About 25% of vehicles sold are expected to have electric engines by 2025. Around the same time, battery costs will intersect with conventional vehicle costs, accelerating electric vehicle (EV) development. As a result, EV charging is becoming an important amenity for businesses to offer their customers, employees and residents.
EV charging options range from plugging into a regular wall outlet to investing in networked charging stations. All the options can be confusing, but we’re here to help you understand what different charging levels and networked charging options mean for your organization. Read on for a crash course in EV charging and get the full details from our guide to making the right EV charging choice.
Tap Into the Top Up Model
Research into EV charging stations starts with understanding the EV driver experience. Recharging an electric vehicle is different from refueling a gas vehicle. Instead of going to a gas station when the tank is empty, EV drivers charge wherever they park, adding range at home, at work, around town or out of town. Known as the “top up” model, this unique approach means that EV charging can happen anywhere, making it a good choice for all kinds of businesses.
“Level Up” for Enough Range
Comparing Level 1 and Level 2 charging shows how much better Level 2 is for the EV driver experience.
|Level 1 Charging||Level 2 Charging|
|Electric and Power Specifications||120 Volt, 20 Amp circuit
|208 – 240 Volt, 40 Amp circuit*
6.2 – 7.6 kW**
|Time to Fully Charge an EV with a 100-mile Battery||17 – 25 hours||4 – 5 hours|
|Drivers Served per Station per Day||1||3 – 4 or more|
*For overcurrent protection, the National Electrical Code (NEC) requires conductors and circuit protection to be sized for continuous duty and have a rating for at least 125% of the maximum load.
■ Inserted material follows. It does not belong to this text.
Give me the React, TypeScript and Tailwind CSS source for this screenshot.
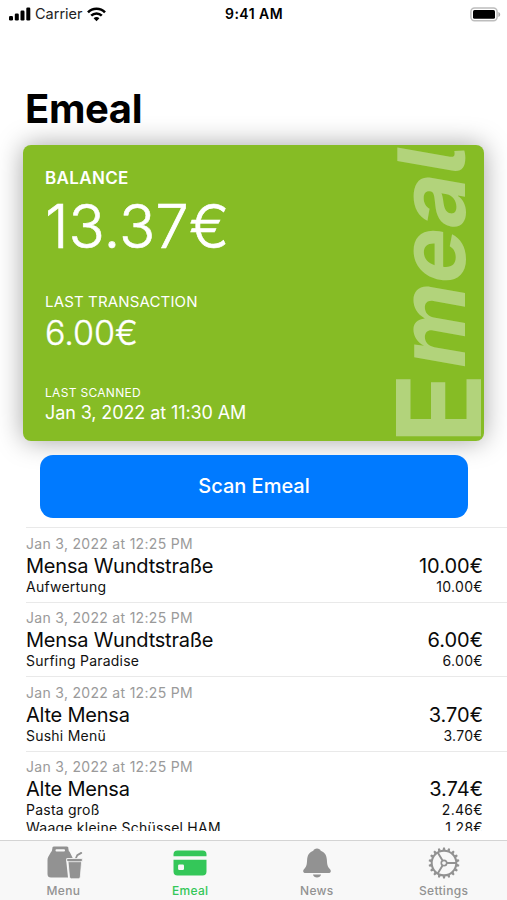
import React from "react";

type Item = { name: string; price: string };
type Transaction = { place: string; total: string; items: Item[] };

const transactions: Transaction[] = [
  { place: "Mensa Wundtstraße", total: "10.00€", items: [{ name: "Aufwertung", price: "10.00€" }] },
  { place: "Mensa Wundtstraße", total: "6.00€", items: [{ name: "Surfing Paradise", price: "6.00€" }] },
  { place: "Alte Mensa", total: "3.70€", items: [{ name: "Sushi Menü", price: "3.70€" }] },
  {
    place: "Alte Mensa",
    total: "3.74€",
    items: [
      { name: "Pasta groß", price: "2.46€" },
      { name: "Waage kleine Schüssel HAM", price: "1.28€" },
    ],
  },
];

function StatusBar() {
  return (
    <div className="grid h-7 shrink-0 grid-cols-3 items-center pr-1.5 pl-[9px] text-black">
      <div className="flex items-center">
        <svg width="22" height="14" viewBox="0 0 22 14">
          <rect x="0" y="9" width="4" height="4.5" rx="1.2" />
          <rect x="5.8" y="6.5" width="4" height="7" rx="1.2" />
          <rect x="11.5" y="3.5" width="4" height="10" rx="1.2" />
          <rect x="17.3" y="0.5" width="4" height="13" rx="1.2" />
        </svg>
        <span className="ml-1 text-[14.5px] leading-5 text-[#222]">Carrier</span>
        <svg className="ml-1" width="19" height="15" viewBox="0 0 19 15" fill="none" stroke="#000" strokeWidth="2.5">
          <path d="M1 5.3C5.6.4 13.4.4 18 5.3" />
          <path d="M4.2 8.7c3-3.1 7.6-3.1 10.6 0" />
          <path d="M9.5 14.2 6.6 11.3c1.7-1.6 4.1-1.6 5.8 0Z" fill="#000" stroke="none" />
        </svg>
      </div>
      <div className="-ml-0.5 text-center text-[14px] leading-5 font-semibold tracking-[0.45px]">9:41 AM</div>
      <svg className="justify-self-end" width="31" height="15" viewBox="0 0 31 15">
        <rect x="0.9" y="1.1" width="26.2" height="12.6" rx="3.6" fill="#fff" stroke="#bdbdbd" strokeWidth="1.5" />
        <rect x="3" y="3.1" width="22" height="8.7" rx="1.5" />
        <path d="M28.4 5c2.4.8 2.4 4.2 0 5Z" fill="#aaa" />
      </svg>
    </div>
  );
}

function Card() {
  return (
    <section className="relative mr-[23px] ml-[23px] h-[296px] shrink-0 rounded-[8px] bg-[#86bc25] pl-[22px] text-white shadow-[0_0_27px_rgba(0,0,0,0.36)]">
      <div className="pt-[22px] text-[17px] leading-[22px] font-semibold tracking-[0.35px]">BALANCE</div>
      <div className="mt-1 text-[60px] leading-[66px] font-light [-webkit-text-stroke:0.6px_white]">13.37€</div>
      <div className="mt-[33px] text-[15px] leading-5 tracking-[0.15px]">LAST TRANSACTION</div>
      <div className="mt-px text-[34px] leading-10 font-light [-webkit-text-stroke:0.4px_white]">6.00€</div>
      <div className="mt-[32px] text-[12px] leading-4 tracking-[0.3px]">LAST SCANNED</div>
      <div className="mt-px text-[18px] leading-[22px] tracking-[-0.1px]">Jan 3, 2022 at 11:30 AM</div>
      <svg className="absolute top-0 right-0" width="97" height="296" viewBox="0 0 97 296">
        <g className="[font-feature-settings:'cv05']" fill="#b2d37b" fontFamily="Inter, sans-serif" fontWeight="700">
          <text transform="translate(94 299) rotate(-90)" fontSize="117">E</text>
          <text transform="translate(78 227) rotate(-90) skewX(-10)" fontSize="93" textLength="222">meal</text>
        </g>
      </svg>
    </section>
  );
}

function Row({ t }: { t: Transaction }) {
  return (
    <div className="ml-[26px] h-[74.5px] shrink-0 border-t border-[#e9e9e9] pt-[5.5px] pr-6">
      <div className="text-[14px] leading-5 tracking-[0.3px] text-[#9a9a9a]">Jan 3, 2022 at 12:25 PM</div>
      <div className="flex justify-between text-[20px] leading-6 text-[#0a0a0a]">
        <span className="tracking-[-0.22px]">{t.place}</span>
        <span>{t.total}</span>
      </div>
      {t.items.map((i) => (
        <div key={i.name} className="flex justify-between text-[14px] leading-[17.5px] text-[#111]">
          <span className="tracking-[0.23px]">{i.name}</span>
          <span className="tracking-[0.3px]">{i.price}</span>
        </div>
      ))}
    </div>
  );
}

function MenuIcon() {
  return (
    <svg className="ml-[3px]" width="36" height="34" viewBox="0 0 36 34" fill="#929292">
      <path d="M5.5 1.5Q5.7.5 7 .5h12.500q1.500 0 1.700 1L22 6H4.700Z" />
      <path d="M4.300 5.500h18.200l3.200 6.500h-4.200q-2.600 0-2.300 2.600L21 31.500H4Q.5 31.500.5 28V14q0-1.700.8-3.200Z" />
      <rect x="8.500" y="3.300" width="9.500" height="2.200" rx="1" fill="#f8f8f8" />
      <path d="m28.800 12.500 1.500-3.300 4-2.300" fill="none" stroke="#929292" strokeWidth="1.800" strokeLinecap="round" />
      <path d="M19.800 12.500h15.500v3h-.7L33.300 31q-.2 1.800-2 1.800h-6.800q-1.800 0-2-1.800l-1.500-15.500h-1.200Z" stroke="#f8f8f8" strokeWidth=".8" />
      <path d="M20.500 15.700h14.500" stroke="#f8f8f8" strokeWidth=".8" />
    </svg>
  );
}

function CardIcon() {
  return (
    <svg width="34" height="26" viewBox="0 0 34 26" fill="#34c759">
      <path d="M.5 6.300V4.500q0-4 4-4h25q4 0 4 4v1.800Z" />
      <path fillRule="evenodd" d="M.5 9.800h33v11.700q0 4-4 4h-25q-4 0-4-4Zm5.800 4.700q-1.200 0-1.200 1.200v3q0 1.200 1.200 1.200h3.500q1.200 0 1.200-1.200v-3q0-1.200-1.200-1.200Z" />
    </svg>
  );
}

function BellIcon() {
  return (
    <svg className="ml-px" width="28" height="30" viewBox="0 0 28 30" fill="#929292">
      <path d="M14 .5c2 0 3.200 1 3.700 2.200 4.300 1.700 6 4.800 6.200 9.300.2 5 .9 6.700 2.700 8.700 1 1.100 1.200 1.700 1.200 2.500 0 1.200-.9 1.800-2.200 1.800H2.400C1.100 25 .2 24.400.2 23.200c0-.8.2-1.400 1.200-2.500 1.800-2 2.500-3.700 2.700-8.700.2-4.500 1.900-7.600 6.200-9.300C10.800 1.500 12 .5 14 .5Z" />
      <path d="M10 26.600h8c-.4 4-7.600 4-8 0Z" />
    </svg>
  );
}

const teeth = Array.from({ length: 18 }, (_, i) => i * 20);

function GearIcon() {
  return (
    <svg width="32" height="32" viewBox="-16 -16 32 32" fill="none" stroke="#929292">
      <circle r="12.300" strokeWidth="2" />
      {teeth.map((a) => (
        <path key={a} d="M-1.500-12.800-.9-15.400H.9L1.500-12.800Z" fill="#929292" stroke="none" transform={`rotate(${a})`} />
      ))}
      <circle r="2.700" strokeWidth="1.700" />
      <path d="M3 0h9M-1.600-2.700l-4.700-7.900M-1.600 2.700l-4.700 7.900" strokeWidth="1.900" />
    </svg>
  );
}

function Tab({ label, active, children }: { label: string; active?: boolean; children: React.ReactNode }) {
  return (
    <div className={active ? "flex flex-col items-center text-[#34c759]" : "flex flex-col items-center text-[#929292]"}>
      <div className="flex h-[42px] items-center justify-center pt-0.5">{children}</div>
      <span className="text-[12px] leading-4 font-medium tracking-[0.3px]">{label}</span>
    </div>
  );
}

export default function App() {
  return (
    <main className="flex h-[900px] w-[507px] flex-col overflow-hidden bg-white font-['Inter','Liberation_Sans',sans-serif]">
      <StatusBar />
      <h1 className="mt-[56px] mb-[11px] ml-[25px] text-[40px] leading-[50px] font-bold tracking-[-0.4px]">Emeal</h1>
      <Card />
      <button className="z-10 mt-[13.5px] mr-[39px] ml-[40px] h-[63.5px] shrink-0 rounded-[13px] bg-[#007aff] text-[20px] font-medium text-white">
        Scan Emeal
      </button>
      <div className="mt-[9px] h-[304px] shrink-0 overflow-hidden">
        {transactions.map((t, i) => (
          <Row key={i} t={t} />
        ))}
      </div>
      <nav className="mt-auto grid h-[60px] shrink-0 grid-cols-4 border-t border-[#d4d4d4] bg-[#f8f8f8]">
        <Tab label="Menu"><MenuIcon /></Tab>
        <Tab label="Emeal" active><CardIcon /></Tab>
        <Tab label="News"><BellIcon /></Tab>
        <Tab label="Settings"><GearIcon /></Tab>
      </nav>
    </main>
  );
}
EV charging loads are considered to be continuous.
**The Level 2 standard supports higher charging rates, but stations and cars that support it are not widely available.
EV drivers’ desire for reasonable range makes Level 2 charging preferable to Level 1 charging for most organizations. Level 2 charging adds about 25 miles of Range Per Hour (RPH), while Level 1 charging only adds about 4 miles of Range Per Hour. Because it takes nearly a full day to charge an EV, Level 1 is just too slow for the amount of time that most drivers spend at a typical business, so it won’t attract them. Level 2 charging also allows an organization to serve many more drivers in a day, bringing in more customers.
“Networked Level 2 charging stations offer features that allow station owners to carefully balance throughput (cars charged) and driver satisfaction (miles per charge).”
– Level 1 Versus Level 2 Charging: Making the Right Choice
Networked Stations Offer Additional Control
Beyond offering faster Level 2 charging to drivers, organizations should look into networked EV charging stations, which have many advantages. EV drivers can find networked stations through a mobile app. Being connected to a network lets station owners manage who can access stations and how much it costs drivers to charge. You can generate reports on who uses networked stations and how often, creating a clear picture of how EV charging is benefiting your business. Networked stations make economic sense because smart power management can share electrical capacity, avoiding expensive infrastructure upgrades. As a final bonus, networked stations can update with new software remotely over the air, so they’re always up to date with the latest features for you and your drivers.
By contrast, Level 1 stations are typically not connected to a network, so drivers have no way to find them, and station owners have no way to remotely monitor, manage, repair or update them.
The information in this post should get you off to a good start, but there’s still much more to learn about EV charging. Dive into the details in our new guide: Level 1 Versus Level 2 Charging: Making the Right Choice.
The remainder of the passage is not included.